DATA LINES:
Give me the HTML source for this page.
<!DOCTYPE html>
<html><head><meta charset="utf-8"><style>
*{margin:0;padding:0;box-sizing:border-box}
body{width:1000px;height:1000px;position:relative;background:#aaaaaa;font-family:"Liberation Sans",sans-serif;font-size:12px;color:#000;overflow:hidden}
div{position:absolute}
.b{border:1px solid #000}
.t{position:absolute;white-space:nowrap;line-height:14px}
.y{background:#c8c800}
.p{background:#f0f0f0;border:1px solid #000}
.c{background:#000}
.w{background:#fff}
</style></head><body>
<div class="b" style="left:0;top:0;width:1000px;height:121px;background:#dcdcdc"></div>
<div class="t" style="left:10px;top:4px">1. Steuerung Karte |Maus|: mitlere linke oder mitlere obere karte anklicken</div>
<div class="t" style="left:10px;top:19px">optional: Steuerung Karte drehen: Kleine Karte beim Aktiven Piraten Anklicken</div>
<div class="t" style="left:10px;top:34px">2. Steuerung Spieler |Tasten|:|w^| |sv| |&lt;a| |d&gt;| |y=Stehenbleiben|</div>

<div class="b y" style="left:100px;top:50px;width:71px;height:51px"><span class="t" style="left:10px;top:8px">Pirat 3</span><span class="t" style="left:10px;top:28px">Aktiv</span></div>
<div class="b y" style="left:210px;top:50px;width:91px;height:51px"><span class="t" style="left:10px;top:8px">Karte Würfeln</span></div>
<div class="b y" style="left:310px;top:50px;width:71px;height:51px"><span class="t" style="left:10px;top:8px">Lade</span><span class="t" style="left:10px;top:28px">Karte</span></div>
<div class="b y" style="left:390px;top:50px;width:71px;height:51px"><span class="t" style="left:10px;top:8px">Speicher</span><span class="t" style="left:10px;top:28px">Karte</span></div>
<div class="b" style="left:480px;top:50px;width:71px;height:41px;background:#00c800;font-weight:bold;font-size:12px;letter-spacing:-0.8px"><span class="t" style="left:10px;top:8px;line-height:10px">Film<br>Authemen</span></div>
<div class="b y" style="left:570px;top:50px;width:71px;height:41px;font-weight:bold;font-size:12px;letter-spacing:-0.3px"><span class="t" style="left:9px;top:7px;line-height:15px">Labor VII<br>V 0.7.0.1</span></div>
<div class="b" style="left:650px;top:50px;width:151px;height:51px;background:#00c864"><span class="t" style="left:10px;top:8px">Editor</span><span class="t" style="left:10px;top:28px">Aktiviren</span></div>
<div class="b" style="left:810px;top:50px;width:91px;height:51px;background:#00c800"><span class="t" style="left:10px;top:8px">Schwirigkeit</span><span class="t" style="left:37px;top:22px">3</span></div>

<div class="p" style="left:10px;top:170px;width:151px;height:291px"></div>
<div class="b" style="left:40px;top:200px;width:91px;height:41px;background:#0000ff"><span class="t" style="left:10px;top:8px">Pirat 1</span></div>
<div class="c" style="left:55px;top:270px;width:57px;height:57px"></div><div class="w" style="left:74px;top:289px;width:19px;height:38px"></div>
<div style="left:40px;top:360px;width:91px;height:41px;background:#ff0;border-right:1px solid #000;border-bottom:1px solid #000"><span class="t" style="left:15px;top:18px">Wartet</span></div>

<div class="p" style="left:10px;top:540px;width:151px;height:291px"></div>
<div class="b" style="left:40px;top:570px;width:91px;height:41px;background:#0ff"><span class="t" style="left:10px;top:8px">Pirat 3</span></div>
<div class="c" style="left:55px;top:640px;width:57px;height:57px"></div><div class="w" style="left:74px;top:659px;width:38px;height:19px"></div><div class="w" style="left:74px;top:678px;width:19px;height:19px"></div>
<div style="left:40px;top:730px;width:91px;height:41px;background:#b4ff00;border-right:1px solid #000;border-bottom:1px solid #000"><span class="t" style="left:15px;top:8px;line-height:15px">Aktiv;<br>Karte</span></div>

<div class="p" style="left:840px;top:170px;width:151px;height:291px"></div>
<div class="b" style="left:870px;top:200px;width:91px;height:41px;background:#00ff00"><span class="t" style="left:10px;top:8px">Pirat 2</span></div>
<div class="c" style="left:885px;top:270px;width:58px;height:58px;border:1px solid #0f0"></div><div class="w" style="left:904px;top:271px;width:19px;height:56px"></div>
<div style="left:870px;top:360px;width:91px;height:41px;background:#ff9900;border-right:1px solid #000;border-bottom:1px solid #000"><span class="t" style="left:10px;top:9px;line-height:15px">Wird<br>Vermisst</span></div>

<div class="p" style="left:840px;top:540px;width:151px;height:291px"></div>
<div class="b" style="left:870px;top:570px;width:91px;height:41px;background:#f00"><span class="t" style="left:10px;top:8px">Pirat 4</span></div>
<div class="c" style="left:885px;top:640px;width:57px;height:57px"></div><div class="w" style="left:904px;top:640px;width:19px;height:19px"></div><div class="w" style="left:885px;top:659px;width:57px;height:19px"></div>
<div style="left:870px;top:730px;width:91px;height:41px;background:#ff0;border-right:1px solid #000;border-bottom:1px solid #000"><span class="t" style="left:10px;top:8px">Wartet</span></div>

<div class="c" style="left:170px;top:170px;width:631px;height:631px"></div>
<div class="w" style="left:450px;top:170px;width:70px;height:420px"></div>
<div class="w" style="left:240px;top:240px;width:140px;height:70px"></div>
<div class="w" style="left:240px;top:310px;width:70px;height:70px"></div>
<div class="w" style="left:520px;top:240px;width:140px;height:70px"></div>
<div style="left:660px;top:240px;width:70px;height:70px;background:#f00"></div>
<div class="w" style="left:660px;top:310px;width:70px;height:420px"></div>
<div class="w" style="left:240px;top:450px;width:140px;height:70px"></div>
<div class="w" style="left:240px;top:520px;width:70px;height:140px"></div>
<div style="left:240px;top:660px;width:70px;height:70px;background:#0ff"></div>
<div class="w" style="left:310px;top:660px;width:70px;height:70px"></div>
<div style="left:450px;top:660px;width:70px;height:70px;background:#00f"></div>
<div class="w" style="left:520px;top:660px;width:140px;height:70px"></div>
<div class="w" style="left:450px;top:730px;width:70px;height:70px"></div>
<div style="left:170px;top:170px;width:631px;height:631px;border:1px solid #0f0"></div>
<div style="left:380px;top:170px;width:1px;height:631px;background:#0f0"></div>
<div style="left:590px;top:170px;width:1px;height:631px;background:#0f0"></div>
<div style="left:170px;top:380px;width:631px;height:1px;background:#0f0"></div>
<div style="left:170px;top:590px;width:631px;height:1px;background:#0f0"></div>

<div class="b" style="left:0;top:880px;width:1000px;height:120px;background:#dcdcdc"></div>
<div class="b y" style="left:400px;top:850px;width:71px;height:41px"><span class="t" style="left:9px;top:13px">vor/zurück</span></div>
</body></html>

TASK PROMPT: Every line above should be retyped exactly as given.

WRITTEN RESPONSE:
Give me the HTML source for this page.
<!DOCTYPE html>
<html><head><meta charset="utf-8"><style>
*{margin:0;padding:0;box-sizing:border-box}
body{width:1000px;height:1000px;position:relative;background:#aaaaaa;font-family:"Liberation Sans",sans-serif;font-size:12px;color:#000;overflow:hidden}
div{position:absolute}
.b{border:1px solid #000}
.t{position:absolute;white-space:nowrap;line-height:14px}
.y{background:#c8c800}
.p{background:#f0f0f0;border:1px solid #000}
.c{background:#000}
.w{background:#fff}
</style></head><body>
<div class="b" style="left:0;top:0;width:1000px;height:121px;background:#dcdcdc"></div>
<div class="t" style="left:10px;top:4px">1. Steuerung Karte |Maus|: mitlere linke oder mitlere obere karte anklicken</div>
<div class="t" style="left:10px;top:19px">optional: Steuerung Karte drehen: Kleine Karte beim Aktiven Piraten Anklicken</div>
<div class="t" style="left:10px;top:34px">2. Steuerung Spieler |Tasten|:|w^| |sv| |&lt;a| |d&gt;| |y=Stehenbleiben|</div>

<div class="b y" style="left:100px;top:50px;width:71px;height:51px"><span class="t" style="left:10px;top:8px">Pirat 3</span><span class="t" style="left:10px;top:28px">Aktiv</span></div>
<div class="b y" style="left:210px;top:50px;width:91px;height:51px"><span class="t" style="left:10px;top:8px">Karte Würfeln</span></div>
<div class="b y" style="left:310px;top:50px;width:71px;height:51px"><span class="t" style="left:10px;top:8px">Lade</span><span class="t" style="left:10px;top:28px">Karte</span></div>
<div class="b y" style="left:390px;top:50px;width:71px;height:51px"><span class="t" style="left:10px;top:8px">Speicher</span><span class="t" style="left:10px;top:28px">Karte</span></div>
<div class="b" style="left:480px;top:50px;width:71px;height:41px;background:#00c800;font-weight:bold;font-size:12px;letter-spacing:-0.8px"><span class="t" style="left:10px;top:8px;line-height:10px">Film<br>Authemen</span></div>
<div class="b y" style="left:570px;top:50px;width:71px;height:41px;font-weight:bold;font-size:12px;letter-spacing:-0.3px"><span class="t" style="left:9px;top:7px;line-height:15px">Labor VII<br>V 0.7.0.1</span></div>
<div class="b" style="left:650px;top:50px;width:151px;height:51px;background:#00c864"><span class="t" style="left:10px;top:8px">Editor</span><span class="t" style="left:10px;top:28px">Aktiviren</span></div>
<div class="b" style="left:810px;top:50px;width:91px;height:51px;background:#00c800"><span class="t" style="left:10px;top:8px">Schwirigkeit</span><span class="t" style="left:37px;top:22px">3</span></div>

<div class="p" style="left:10px;top:170px;width:151px;height:291px"></div>
<div class="b" style="left:40px;top:200px;width:91px;height:41px;background:#0000ff"><span class="t" style="left:10px;top:8px">Pirat 1</span></div>
<div class="c" style="left:55px;top:270px;width:57px;height:57px"></div><div class="w" style="left:74px;top:289px;width:19px;height:38px"></div>
<div style="left:40px;top:360px;width:91px;height:41px;background:#ff0;border-right:1px solid #000;border-bottom:1px solid #000"><span class="t" style="left:15px;top:18px">Wartet</span></div>

<div class="p" style="left:10px;top:540px;width:151px;height:291px"></div>
<div class="b" style="left:40px;top:570px;width:91px;height:41px;background:#0ff"><span class="t" style="left:10px;top:8px">Pirat 3</span></div>
<div class="c" style="left:55px;top:640px;width:57px;height:57px"></div><div class="w" style="left:74px;top:659px;width:38px;height:19px"></div><div class="w" style="left:74px;top:678px;width:19px;height:19px"></div>
<div style="left:40px;top:730px;width:91px;height:41px;background:#b4ff00;border-right:1px solid #000;border-bottom:1px solid #000"><span class="t" style="left:15px;top:8px;line-height:15px">Aktiv;<br>Karte</span></div>

<div class="p" style="left:840px;top:170px;width:151px;height:291px"></div>
<div class="b" style="left:870px;top:200px;width:91px;height:41px;background:#00ff00"><span class="t" style="left:10px;top:8px">Pirat 2</span></div>
<div class="c" style="left:885px;top:270px;width:58px;height:58px;border:1px solid #0f0"></div><div class="w" style="left:904px;top:271px;width:19px;height:56px"></div>
<div style="left:870px;top:360px;width:91px;height:41px;background:#ff9900;border-right:1px solid #000;border-bottom:1px solid #000"><span class="t" style="left:10px;top:9px;line-height:15px">Wird<br>Vermisst</span></div>

<div class="p" style="left:840px;top:540px;width:151px;height:291px"></div>
<div class="b" style="left:870px;top:570px;width:91px;height:41px;background:#f00"><span class="t" style="left:10px;top:8px">Pirat 4</span></div>
<div class="c" style="left:885px;top:640px;width:57px;height:57px"></div><div class="w" style="left:904px;top:640px;width:19px;height:19px"></div><div class="w" style="left:885px;top:659px;width:57px;height:19px"></div>
<div style="left:870px;top:730px;width:91px;height:41px;background:#ff0;border-right:1px solid #000;border-bottom:1px solid #000"><span class="t" style="left:10px;top:8px">Wartet</span></div>

<div class="c" style="left:170px;top:170px;width:631px;height:631px"></div>
<div class="w" style="left:450px;top:170px;width:70px;height:420px"></div>
<div class="w" style="left:240px;top:240px;width:140px;height:70px"></div>
<div class="w" style="left:240px;top:310px;width:70px;height:70px"></div>
<div class="w" style="left:520px;top:240px;width:140px;height:70px"></div>
<div style="left:660px;top:240px;width:70px;height:70px;background:#f00"></div>
<div class="w" style="left:660px;top:310px;width:70px;height:420px"></div>
<div class="w" style="left:240px;top:450px;width:140px;height:70px"></div>
<div class="w" style="left:240px;top:520px;width:70px;height:140px"></div>
<div style="left:240px;top:660px;width:70px;height:70px;background:#0ff"></div>
<div class="w" style="left:310px;top:660px;width:70px;height:70px"></div>
<div style="left:450px;top:660px;width:70px;height:70px;background:#00f"></div>
<div class="w" style="left:520px;top:660px;width:140px;height:70px"></div>
<div class="w" style="left:450px;top:730px;width:70px;height:70px"></div>
<div style="left:170px;top:170px;width:631px;height:631px;border:1px solid #0f0"></div>
<div style="left:380px;top:170px;width:1px;height:631px;background:#0f0"></div>
<div style="left:590px;top:170px;width:1px;height:631px;background:#0f0"></div>
<div style="left:170px;top:380px;width:631px;height:1px;background:#0f0"></div>
<div style="left:170px;top:590px;width:631px;height:1px;background:#0f0"></div>

<div class="b" style="left:0;top:880px;width:1000px;height:120px;background:#dcdcdc"></div>
<div class="b y" style="left:400px;top:850px;width:71px;height:41px"><span class="t" style="left:9px;top:13px">vor/zurück</span></div>
</body></html>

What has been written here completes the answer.